* WORK TO BE COMPLETED
Starting at the line that contains "What React, TypeScript" and stopping at the line that contains "import React from", copy every line exactly, both ends included, without the pictures.

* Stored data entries
[Start]

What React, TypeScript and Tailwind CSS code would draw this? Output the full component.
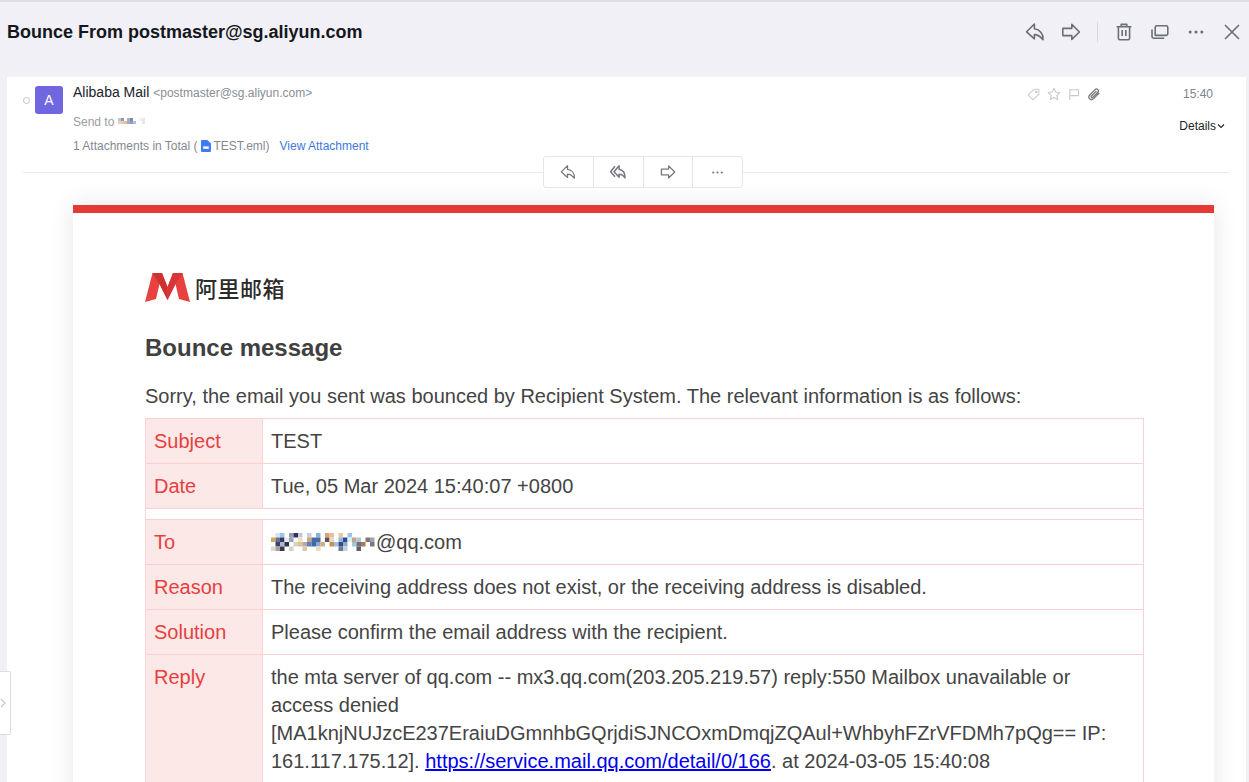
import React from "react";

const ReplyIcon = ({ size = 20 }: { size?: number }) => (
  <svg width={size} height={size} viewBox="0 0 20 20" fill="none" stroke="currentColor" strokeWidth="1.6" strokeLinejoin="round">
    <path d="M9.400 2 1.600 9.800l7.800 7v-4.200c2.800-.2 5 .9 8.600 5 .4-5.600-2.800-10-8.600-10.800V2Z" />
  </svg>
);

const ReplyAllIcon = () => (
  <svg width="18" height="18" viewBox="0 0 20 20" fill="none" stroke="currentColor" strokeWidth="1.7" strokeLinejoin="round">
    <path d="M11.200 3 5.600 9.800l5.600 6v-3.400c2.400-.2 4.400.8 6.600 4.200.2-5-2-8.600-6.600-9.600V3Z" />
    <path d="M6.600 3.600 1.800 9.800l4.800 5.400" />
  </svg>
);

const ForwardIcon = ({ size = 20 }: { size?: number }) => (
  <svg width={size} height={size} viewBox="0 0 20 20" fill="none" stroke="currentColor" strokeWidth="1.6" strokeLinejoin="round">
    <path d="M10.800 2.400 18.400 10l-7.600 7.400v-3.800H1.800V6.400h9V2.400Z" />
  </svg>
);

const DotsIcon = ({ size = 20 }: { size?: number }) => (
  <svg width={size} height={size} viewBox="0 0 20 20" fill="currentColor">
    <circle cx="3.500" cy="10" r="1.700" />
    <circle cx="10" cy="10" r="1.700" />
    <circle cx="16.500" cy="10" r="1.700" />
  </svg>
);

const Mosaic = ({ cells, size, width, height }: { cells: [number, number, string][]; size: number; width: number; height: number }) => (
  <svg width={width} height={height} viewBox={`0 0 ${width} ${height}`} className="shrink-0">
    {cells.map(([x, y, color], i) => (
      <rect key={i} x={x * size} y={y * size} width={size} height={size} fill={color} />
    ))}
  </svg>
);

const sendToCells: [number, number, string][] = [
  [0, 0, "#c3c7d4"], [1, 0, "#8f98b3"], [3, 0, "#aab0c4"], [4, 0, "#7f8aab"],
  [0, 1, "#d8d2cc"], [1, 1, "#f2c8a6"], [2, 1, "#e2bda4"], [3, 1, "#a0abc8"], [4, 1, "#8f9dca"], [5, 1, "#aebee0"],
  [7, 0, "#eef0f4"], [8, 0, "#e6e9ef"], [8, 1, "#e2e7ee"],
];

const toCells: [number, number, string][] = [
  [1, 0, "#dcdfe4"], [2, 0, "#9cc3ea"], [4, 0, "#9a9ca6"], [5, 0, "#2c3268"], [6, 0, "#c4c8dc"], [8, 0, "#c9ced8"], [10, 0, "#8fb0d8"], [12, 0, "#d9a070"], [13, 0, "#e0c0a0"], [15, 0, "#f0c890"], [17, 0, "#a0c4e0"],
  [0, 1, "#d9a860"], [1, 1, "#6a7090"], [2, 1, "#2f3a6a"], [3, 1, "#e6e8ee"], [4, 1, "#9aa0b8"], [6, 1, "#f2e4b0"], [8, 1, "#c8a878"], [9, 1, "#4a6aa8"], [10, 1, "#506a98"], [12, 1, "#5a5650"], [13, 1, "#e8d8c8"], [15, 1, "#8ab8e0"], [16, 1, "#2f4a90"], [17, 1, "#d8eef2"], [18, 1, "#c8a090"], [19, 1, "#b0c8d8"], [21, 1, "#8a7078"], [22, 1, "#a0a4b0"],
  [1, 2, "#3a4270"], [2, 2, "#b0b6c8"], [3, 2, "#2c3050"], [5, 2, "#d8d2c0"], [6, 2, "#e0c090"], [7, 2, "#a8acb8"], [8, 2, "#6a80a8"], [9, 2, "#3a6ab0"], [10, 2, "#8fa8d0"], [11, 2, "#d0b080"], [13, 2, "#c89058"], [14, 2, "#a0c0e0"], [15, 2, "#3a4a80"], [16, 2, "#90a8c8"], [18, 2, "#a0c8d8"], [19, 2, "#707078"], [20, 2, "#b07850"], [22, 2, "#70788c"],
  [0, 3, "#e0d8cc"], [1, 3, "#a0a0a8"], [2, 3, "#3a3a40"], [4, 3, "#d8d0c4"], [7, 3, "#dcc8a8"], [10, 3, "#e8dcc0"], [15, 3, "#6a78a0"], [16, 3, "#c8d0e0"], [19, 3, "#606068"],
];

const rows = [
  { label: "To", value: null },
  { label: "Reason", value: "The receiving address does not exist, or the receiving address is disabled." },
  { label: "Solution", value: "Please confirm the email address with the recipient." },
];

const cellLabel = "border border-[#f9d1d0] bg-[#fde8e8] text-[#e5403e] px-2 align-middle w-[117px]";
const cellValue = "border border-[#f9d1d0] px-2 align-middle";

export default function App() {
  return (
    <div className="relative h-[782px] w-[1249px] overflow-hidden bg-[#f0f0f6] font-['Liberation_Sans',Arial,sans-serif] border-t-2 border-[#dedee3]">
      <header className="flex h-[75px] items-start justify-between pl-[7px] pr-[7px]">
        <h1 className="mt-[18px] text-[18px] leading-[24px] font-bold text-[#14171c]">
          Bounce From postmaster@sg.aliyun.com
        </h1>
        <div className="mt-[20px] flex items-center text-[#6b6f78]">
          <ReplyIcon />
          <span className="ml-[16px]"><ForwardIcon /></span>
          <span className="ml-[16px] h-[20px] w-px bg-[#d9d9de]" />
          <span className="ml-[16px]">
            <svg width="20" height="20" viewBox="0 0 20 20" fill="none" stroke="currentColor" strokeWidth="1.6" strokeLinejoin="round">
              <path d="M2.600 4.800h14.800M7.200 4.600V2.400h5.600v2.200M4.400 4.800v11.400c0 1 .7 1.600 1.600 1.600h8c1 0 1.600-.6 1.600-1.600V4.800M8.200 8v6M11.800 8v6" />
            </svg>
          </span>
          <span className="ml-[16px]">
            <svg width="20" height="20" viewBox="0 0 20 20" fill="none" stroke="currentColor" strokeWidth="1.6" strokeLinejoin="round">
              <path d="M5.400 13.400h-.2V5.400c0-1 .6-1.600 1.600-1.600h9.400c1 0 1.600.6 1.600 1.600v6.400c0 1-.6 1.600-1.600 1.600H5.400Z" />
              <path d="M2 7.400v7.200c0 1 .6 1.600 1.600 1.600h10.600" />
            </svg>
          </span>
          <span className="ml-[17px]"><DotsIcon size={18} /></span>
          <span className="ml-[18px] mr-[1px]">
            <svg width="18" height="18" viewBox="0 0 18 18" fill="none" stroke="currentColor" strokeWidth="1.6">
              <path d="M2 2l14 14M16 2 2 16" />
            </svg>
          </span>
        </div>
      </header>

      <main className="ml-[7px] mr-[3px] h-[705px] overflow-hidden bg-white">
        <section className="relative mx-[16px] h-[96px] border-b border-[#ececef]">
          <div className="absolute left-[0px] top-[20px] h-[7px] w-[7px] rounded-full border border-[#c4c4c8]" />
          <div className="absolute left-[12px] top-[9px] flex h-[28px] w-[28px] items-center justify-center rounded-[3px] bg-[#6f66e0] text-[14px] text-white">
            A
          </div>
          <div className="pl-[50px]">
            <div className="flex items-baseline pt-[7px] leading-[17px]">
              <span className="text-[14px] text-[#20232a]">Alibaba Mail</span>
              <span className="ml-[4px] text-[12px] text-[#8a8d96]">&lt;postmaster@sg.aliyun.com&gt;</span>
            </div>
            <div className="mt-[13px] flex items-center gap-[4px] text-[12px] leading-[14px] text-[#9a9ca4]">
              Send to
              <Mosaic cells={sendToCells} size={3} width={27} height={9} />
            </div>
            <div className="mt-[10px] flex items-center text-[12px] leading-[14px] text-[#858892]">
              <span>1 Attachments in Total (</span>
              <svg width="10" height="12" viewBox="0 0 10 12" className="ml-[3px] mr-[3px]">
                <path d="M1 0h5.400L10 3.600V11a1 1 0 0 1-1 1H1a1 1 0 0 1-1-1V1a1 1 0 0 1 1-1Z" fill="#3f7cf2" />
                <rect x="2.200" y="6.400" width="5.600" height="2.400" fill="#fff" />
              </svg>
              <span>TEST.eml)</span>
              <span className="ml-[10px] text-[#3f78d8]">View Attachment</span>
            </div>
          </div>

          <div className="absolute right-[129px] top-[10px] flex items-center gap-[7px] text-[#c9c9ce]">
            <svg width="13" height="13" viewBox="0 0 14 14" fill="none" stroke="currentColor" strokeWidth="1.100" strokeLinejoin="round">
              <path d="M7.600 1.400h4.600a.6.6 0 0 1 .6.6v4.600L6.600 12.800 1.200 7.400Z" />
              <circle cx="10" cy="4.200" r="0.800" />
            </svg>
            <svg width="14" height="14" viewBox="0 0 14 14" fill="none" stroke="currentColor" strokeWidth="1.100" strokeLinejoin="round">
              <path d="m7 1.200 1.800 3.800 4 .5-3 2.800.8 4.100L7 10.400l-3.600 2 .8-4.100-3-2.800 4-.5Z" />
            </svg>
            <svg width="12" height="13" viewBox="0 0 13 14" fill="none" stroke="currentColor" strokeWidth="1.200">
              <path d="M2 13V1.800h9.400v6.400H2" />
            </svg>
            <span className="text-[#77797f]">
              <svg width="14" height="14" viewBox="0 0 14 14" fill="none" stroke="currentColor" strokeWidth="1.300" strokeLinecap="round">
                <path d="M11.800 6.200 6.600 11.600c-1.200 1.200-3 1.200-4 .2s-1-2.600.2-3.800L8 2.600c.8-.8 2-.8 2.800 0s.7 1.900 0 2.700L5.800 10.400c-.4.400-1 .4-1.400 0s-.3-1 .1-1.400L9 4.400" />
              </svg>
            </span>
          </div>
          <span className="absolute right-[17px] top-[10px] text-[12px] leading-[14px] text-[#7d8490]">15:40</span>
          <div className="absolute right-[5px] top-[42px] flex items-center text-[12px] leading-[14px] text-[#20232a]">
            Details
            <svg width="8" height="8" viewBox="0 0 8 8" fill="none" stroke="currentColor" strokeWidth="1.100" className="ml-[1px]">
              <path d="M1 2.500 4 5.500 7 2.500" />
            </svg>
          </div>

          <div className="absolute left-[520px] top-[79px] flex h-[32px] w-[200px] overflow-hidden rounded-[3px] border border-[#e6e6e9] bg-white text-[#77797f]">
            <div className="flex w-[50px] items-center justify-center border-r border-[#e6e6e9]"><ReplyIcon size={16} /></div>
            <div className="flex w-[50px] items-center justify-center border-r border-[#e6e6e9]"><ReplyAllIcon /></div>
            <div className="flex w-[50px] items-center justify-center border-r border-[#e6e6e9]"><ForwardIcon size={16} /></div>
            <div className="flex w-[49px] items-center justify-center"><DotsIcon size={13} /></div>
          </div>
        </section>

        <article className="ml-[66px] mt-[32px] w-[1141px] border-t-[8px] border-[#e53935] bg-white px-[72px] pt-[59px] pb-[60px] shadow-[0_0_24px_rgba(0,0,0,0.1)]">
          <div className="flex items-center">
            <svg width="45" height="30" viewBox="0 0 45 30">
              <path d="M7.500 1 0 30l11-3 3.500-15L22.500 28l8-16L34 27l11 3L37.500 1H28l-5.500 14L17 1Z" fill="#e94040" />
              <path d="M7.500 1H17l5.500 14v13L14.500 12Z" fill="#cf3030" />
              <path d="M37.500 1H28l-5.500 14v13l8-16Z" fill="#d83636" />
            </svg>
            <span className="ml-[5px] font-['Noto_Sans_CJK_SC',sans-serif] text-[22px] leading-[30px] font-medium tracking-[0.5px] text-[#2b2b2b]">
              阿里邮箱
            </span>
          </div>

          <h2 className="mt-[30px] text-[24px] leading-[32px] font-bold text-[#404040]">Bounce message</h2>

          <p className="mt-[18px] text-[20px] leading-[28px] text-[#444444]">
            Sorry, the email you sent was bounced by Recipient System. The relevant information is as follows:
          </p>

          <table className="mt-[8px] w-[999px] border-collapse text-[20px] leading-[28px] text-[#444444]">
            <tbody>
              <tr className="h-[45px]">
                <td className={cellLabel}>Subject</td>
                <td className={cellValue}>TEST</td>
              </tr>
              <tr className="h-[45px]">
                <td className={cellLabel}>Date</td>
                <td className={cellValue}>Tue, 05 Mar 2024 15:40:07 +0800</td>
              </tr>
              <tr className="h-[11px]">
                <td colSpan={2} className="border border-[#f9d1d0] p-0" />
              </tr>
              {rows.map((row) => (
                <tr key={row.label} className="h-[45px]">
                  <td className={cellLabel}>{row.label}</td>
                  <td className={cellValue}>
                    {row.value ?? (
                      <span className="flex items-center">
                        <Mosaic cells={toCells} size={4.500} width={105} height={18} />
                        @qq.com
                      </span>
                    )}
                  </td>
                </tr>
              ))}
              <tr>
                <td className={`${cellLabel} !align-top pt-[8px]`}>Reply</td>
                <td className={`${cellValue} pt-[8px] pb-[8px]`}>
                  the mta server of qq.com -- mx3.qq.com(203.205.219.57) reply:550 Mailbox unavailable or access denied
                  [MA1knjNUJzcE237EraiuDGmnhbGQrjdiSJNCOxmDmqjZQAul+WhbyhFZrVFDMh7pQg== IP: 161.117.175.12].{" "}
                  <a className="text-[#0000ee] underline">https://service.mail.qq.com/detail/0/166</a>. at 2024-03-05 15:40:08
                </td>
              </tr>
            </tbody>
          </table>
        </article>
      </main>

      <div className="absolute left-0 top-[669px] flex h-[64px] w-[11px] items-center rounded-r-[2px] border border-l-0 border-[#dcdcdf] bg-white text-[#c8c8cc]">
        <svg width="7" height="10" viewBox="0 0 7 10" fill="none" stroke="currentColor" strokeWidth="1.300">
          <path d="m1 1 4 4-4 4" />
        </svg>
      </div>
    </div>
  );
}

[End]
[Start]

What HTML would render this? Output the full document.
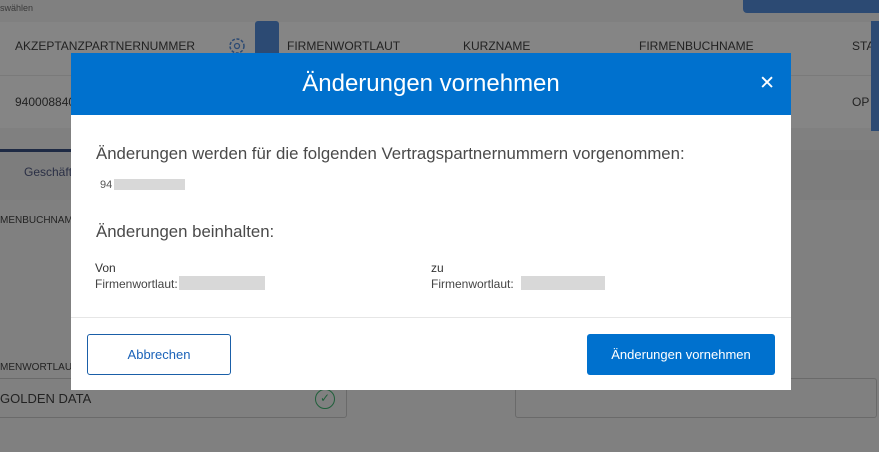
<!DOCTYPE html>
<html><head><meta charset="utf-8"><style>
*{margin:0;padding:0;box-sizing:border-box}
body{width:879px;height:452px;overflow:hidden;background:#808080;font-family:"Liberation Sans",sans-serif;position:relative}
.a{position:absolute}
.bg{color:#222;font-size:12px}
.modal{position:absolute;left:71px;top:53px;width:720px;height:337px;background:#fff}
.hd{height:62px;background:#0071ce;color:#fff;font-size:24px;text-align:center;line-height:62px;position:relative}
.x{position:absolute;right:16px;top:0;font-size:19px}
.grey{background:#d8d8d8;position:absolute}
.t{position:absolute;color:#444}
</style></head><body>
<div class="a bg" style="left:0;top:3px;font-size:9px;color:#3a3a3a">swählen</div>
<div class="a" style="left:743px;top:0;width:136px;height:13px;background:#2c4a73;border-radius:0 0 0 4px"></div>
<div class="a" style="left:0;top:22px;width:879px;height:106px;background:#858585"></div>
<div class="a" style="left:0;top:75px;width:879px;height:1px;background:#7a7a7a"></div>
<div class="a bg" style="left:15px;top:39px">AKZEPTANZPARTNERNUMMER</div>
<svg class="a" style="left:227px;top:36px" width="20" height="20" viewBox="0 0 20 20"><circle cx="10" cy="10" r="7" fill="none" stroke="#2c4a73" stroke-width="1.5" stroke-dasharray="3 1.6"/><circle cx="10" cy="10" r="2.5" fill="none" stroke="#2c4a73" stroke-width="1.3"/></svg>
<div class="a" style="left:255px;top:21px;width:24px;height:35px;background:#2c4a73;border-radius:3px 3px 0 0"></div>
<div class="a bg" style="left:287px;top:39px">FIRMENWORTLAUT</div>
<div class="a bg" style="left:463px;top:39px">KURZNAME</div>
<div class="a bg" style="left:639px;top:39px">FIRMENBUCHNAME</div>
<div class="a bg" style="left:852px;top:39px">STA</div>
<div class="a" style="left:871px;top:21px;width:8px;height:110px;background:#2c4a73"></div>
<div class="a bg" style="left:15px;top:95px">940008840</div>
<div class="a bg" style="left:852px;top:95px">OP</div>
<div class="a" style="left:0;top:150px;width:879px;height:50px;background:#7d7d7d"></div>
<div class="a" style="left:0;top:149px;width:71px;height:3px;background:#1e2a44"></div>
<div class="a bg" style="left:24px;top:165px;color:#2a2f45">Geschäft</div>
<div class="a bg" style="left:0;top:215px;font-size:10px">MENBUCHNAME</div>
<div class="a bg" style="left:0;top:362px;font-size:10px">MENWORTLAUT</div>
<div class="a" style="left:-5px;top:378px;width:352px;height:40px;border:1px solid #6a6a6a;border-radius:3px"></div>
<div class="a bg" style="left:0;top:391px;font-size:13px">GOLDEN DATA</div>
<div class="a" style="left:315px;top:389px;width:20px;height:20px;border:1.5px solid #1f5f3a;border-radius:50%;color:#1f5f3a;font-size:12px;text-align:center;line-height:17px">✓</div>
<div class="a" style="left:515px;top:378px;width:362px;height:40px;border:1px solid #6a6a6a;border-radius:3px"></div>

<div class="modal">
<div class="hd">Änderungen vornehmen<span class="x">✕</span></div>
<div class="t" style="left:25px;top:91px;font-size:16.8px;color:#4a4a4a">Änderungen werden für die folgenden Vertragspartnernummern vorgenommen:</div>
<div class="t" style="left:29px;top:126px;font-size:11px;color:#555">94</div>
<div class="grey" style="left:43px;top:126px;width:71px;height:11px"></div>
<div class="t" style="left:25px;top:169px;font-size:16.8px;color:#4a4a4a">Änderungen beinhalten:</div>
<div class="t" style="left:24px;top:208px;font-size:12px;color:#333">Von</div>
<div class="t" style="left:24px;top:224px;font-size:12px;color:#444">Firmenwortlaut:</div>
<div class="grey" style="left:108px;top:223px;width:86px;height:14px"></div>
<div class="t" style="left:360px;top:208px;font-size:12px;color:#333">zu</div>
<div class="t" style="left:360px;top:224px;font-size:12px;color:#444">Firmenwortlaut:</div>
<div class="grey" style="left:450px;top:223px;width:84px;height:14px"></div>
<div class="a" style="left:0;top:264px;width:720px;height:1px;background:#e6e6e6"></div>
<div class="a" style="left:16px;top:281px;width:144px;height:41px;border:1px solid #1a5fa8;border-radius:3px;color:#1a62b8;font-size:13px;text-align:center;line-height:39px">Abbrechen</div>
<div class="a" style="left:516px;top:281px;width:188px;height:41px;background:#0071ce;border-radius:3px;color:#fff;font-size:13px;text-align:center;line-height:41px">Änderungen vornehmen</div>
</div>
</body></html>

[End]

* RESPONSE TO THE EXERCISE
What React, TypeScript and Tailwind CSS code would draw this? Output the full component.
import React from "react";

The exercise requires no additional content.